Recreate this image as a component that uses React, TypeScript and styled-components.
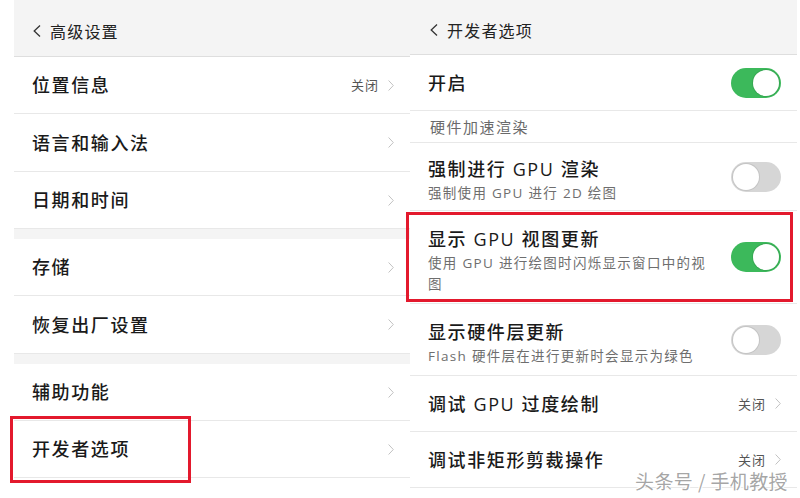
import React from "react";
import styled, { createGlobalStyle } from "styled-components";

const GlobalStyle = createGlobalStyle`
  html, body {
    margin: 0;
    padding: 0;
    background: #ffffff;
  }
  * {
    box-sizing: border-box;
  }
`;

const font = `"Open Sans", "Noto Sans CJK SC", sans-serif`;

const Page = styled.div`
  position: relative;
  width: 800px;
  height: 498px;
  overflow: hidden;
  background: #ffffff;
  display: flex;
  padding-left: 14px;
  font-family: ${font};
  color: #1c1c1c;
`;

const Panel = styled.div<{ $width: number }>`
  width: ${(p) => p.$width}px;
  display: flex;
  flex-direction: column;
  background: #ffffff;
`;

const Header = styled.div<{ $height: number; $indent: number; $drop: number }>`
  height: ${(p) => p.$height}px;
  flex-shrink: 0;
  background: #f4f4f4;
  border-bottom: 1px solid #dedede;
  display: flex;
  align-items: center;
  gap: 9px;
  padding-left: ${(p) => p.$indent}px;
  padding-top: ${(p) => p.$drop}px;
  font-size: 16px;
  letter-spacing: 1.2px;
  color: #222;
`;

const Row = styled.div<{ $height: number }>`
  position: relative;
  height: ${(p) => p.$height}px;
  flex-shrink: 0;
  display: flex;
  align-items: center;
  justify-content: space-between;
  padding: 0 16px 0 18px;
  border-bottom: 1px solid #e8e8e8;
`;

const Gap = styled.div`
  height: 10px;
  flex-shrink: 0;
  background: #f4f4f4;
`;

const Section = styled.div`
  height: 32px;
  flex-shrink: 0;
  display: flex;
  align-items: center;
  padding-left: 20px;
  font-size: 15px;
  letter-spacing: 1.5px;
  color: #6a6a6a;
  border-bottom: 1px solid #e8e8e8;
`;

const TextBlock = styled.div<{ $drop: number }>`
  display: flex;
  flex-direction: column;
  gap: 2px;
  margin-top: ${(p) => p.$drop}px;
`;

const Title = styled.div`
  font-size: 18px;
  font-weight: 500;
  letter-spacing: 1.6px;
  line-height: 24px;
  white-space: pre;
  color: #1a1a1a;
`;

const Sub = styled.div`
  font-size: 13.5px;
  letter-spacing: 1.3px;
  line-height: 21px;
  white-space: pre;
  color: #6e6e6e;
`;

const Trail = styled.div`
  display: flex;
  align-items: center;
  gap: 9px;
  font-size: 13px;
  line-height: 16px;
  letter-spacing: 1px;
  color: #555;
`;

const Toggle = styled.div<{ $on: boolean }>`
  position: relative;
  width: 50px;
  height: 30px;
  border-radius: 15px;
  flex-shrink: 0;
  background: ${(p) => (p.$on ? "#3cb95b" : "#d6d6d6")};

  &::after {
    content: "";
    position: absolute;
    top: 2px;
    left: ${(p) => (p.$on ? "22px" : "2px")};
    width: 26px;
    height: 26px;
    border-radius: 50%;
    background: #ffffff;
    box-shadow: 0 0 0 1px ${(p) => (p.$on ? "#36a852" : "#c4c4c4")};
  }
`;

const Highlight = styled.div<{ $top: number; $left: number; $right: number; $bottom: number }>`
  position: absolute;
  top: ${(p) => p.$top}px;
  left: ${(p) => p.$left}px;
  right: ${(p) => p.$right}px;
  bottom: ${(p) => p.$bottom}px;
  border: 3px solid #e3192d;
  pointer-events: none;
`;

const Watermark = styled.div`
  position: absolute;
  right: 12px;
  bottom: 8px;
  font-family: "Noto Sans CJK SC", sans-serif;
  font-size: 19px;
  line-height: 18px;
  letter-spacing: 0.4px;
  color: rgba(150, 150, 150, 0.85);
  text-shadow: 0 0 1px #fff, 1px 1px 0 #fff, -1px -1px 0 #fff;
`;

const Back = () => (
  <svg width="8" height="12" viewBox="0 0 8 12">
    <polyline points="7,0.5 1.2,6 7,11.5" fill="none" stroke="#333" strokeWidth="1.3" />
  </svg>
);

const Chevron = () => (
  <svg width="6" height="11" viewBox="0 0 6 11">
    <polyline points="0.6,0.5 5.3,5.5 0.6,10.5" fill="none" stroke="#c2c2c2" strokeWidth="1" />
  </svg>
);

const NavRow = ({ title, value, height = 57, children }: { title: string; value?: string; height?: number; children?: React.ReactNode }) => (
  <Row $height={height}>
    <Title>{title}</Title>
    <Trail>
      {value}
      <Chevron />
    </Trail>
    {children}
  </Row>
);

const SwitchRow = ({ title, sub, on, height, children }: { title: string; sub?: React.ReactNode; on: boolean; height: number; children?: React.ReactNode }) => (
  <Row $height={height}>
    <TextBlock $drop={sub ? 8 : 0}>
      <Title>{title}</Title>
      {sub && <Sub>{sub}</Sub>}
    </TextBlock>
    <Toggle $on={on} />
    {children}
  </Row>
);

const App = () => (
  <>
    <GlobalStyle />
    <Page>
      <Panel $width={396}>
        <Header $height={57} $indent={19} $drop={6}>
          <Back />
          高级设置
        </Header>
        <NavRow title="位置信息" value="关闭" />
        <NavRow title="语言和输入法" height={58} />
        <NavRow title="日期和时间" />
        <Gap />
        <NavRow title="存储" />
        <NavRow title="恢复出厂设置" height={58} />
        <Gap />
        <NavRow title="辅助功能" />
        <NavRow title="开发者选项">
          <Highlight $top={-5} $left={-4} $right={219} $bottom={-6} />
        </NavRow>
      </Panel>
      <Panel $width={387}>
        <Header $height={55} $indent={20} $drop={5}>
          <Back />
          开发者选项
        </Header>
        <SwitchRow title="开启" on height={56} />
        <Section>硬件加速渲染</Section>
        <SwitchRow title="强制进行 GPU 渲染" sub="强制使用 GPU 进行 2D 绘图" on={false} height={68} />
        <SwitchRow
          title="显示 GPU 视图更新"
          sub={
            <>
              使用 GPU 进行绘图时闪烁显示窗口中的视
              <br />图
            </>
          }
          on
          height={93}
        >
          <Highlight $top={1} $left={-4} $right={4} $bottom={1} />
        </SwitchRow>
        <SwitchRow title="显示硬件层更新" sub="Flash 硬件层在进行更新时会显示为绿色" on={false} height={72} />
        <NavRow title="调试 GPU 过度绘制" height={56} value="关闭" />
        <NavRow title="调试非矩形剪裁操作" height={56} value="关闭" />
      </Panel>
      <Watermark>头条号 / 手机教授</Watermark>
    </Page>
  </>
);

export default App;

━━━━

Retype each line of the listing above word for word. Exclude the pictures.

COMPLETE RESPONSE:
Recreate this image as a component that uses React, TypeScript and styled-components.
import React from "react";
import styled, { createGlobalStyle } from "styled-components";

const GlobalStyle = createGlobalStyle`
  html, body {
    margin: 0;
    padding: 0;
    background: #ffffff;
  }
  * {
    box-sizing: border-box;
  }
`;

const font = `"Open Sans", "Noto Sans CJK SC", sans-serif`;

const Page = styled.div`
  position: relative;
  width: 800px;
  height: 498px;
  overflow: hidden;
  background: #ffffff;
  display: flex;
  padding-left: 14px;
  font-family: ${font};
  color: #1c1c1c;
`;

const Panel = styled.div<{ $width: number }>`
  width: ${(p) => p.$width}px;
  display: flex;
  flex-direction: column;
  background: #ffffff;
`;

const Header = styled.div<{ $height: number; $indent: number; $drop: number }>`
  height: ${(p) => p.$height}px;
  flex-shrink: 0;
  background: #f4f4f4;
  border-bottom: 1px solid #dedede;
  display: flex;
  align-items: center;
  gap: 9px;
  padding-left: ${(p) => p.$indent}px;
  padding-top: ${(p) => p.$drop}px;
  font-size: 16px;
  letter-spacing: 1.2px;
  color: #222;
`;

const Row = styled.div<{ $height: number }>`
  position: relative;
  height: ${(p) => p.$height}px;
  flex-shrink: 0;
  display: flex;
  align-items: center;
  justify-content: space-between;
  padding: 0 16px 0 18px;
  border-bottom: 1px solid #e8e8e8;
`;

const Gap = styled.div`
  height: 10px;
  flex-shrink: 0;
  background: #f4f4f4;
`;

const Section = styled.div`
  height: 32px;
  flex-shrink: 0;
  display: flex;
  align-items: center;
  padding-left: 20px;
  font-size: 15px;
  letter-spacing: 1.5px;
  color: #6a6a6a;
  border-bottom: 1px solid #e8e8e8;
`;

const TextBlock = styled.div<{ $drop: number }>`
  display: flex;
  flex-direction: column;
  gap: 2px;
  margin-top: ${(p) => p.$drop}px;
`;

const Title = styled.div`
  font-size: 18px;
  font-weight: 500;
  letter-spacing: 1.6px;
  line-height: 24px;
  white-space: pre;
  color: #1a1a1a;
`;

const Sub = styled.div`
  font-size: 13.5px;
  letter-spacing: 1.3px;
  line-height: 21px;
  white-space: pre;
  color: #6e6e6e;
`;

const Trail = styled.div`
  display: flex;
  align-items: center;
  gap: 9px;
  font-size: 13px;
  line-height: 16px;
  letter-spacing: 1px;
  color: #555;
`;

const Toggle = styled.div<{ $on: boolean }>`
  position: relative;
  width: 50px;
  height: 30px;
  border-radius: 15px;
  flex-shrink: 0;
  background: ${(p) => (p.$on ? "#3cb95b" : "#d6d6d6")};

  &::after {
    content: "";
    position: absolute;
    top: 2px;
    left: ${(p) => (p.$on ? "22px" : "2px")};
    width: 26px;
    height: 26px;
    border-radius: 50%;
    background: #ffffff;
    box-shadow: 0 0 0 1px ${(p) => (p.$on ? "#36a852" : "#c4c4c4")};
  }
`;

const Highlight = styled.div<{ $top: number; $left: number; $right: number; $bottom: number }>`
  position: absolute;
  top: ${(p) => p.$top}px;
  left: ${(p) => p.$left}px;
  right: ${(p) => p.$right}px;
  bottom: ${(p) => p.$bottom}px;
  border: 3px solid #e3192d;
  pointer-events: none;
`;

const Watermark = styled.div`
  position: absolute;
  right: 12px;
  bottom: 8px;
  font-family: "Noto Sans CJK SC", sans-serif;
  font-size: 19px;
  line-height: 18px;
  letter-spacing: 0.4px;
  color: rgba(150, 150, 150, 0.85);
  text-shadow: 0 0 1px #fff, 1px 1px 0 #fff, -1px -1px 0 #fff;
`;

const Back = () => (
  <svg width="8" height="12" viewBox="0 0 8 12">
    <polyline points="7,0.5 1.2,6 7,11.5" fill="none" stroke="#333" strokeWidth="1.3" />
  </svg>
);

const Chevron = () => (
  <svg width="6" height="11" viewBox="0 0 6 11">
    <polyline points="0.6,0.5 5.3,5.5 0.6,10.5" fill="none" stroke="#c2c2c2" strokeWidth="1" />
  </svg>
);

const NavRow = ({ title, value, height = 57, children }: { title: string; value?: string; height?: number; children?: React.ReactNode }) => (
  <Row $height={height}>
    <Title>{title}</Title>
    <Trail>
      {value}
      <Chevron />
    </Trail>
    {children}
  </Row>
);

const SwitchRow = ({ title, sub, on, height, children }: { title: string; sub?: React.ReactNode; on: boolean; height: number; children?: React.ReactNode }) => (
  <Row $height={height}>
    <TextBlock $drop={sub ? 8 : 0}>
      <Title>{title}</Title>
      {sub && <Sub>{sub}</Sub>}
    </TextBlock>
    <Toggle $on={on} />
    {children}
  </Row>
);

const App = () => (
  <>
    <GlobalStyle />
    <Page>
      <Panel $width={396}>
        <Header $height={57} $indent={19} $drop={6}>
          <Back />
          高级设置
        </Header>
        <NavRow title="位置信息" value="关闭" />
        <NavRow title="语言和输入法" height={58} />
        <NavRow title="日期和时间" />
        <Gap />
        <NavRow title="存储" />
        <NavRow title="恢复出厂设置" height={58} />
        <Gap />
        <NavRow title="辅助功能" />
        <NavRow title="开发者选项">
          <Highlight $top={-5} $left={-4} $right={219} $bottom={-6} />
        </NavRow>
      </Panel>
      <Panel $width={387}>
        <Header $height={55} $indent={20} $drop={5}>
          <Back />
          开发者选项
        </Header>
        <SwitchRow title="开启" on height={56} />
        <Section>硬件加速渲染</Section>
        <SwitchRow title="强制进行 GPU 渲染" sub="强制使用 GPU 进行 2D 绘图" on={false} height={68} />
        <SwitchRow
          title="显示 GPU 视图更新"
          sub={
            <>
              使用 GPU 进行绘图时闪烁显示窗口中的视
              <br />图
            </>
          }
          on
          height={93}
        >
          <Highlight $top={1} $left={-4} $right={4} $bottom={1} />
        </SwitchRow>
        <SwitchRow title="显示硬件层更新" sub="Flash 硬件层在进行更新时会显示为绿色" on={false} height={72} />
        <NavRow title="调试 GPU 过度绘制" height={56} value="关闭" />
        <NavRow title="调试非矩形剪裁操作" height={56} value="关闭" />
      </Panel>
      <Watermark>头条号 / 手机教授</Watermark>
    </Page>
  </>
);

export default App;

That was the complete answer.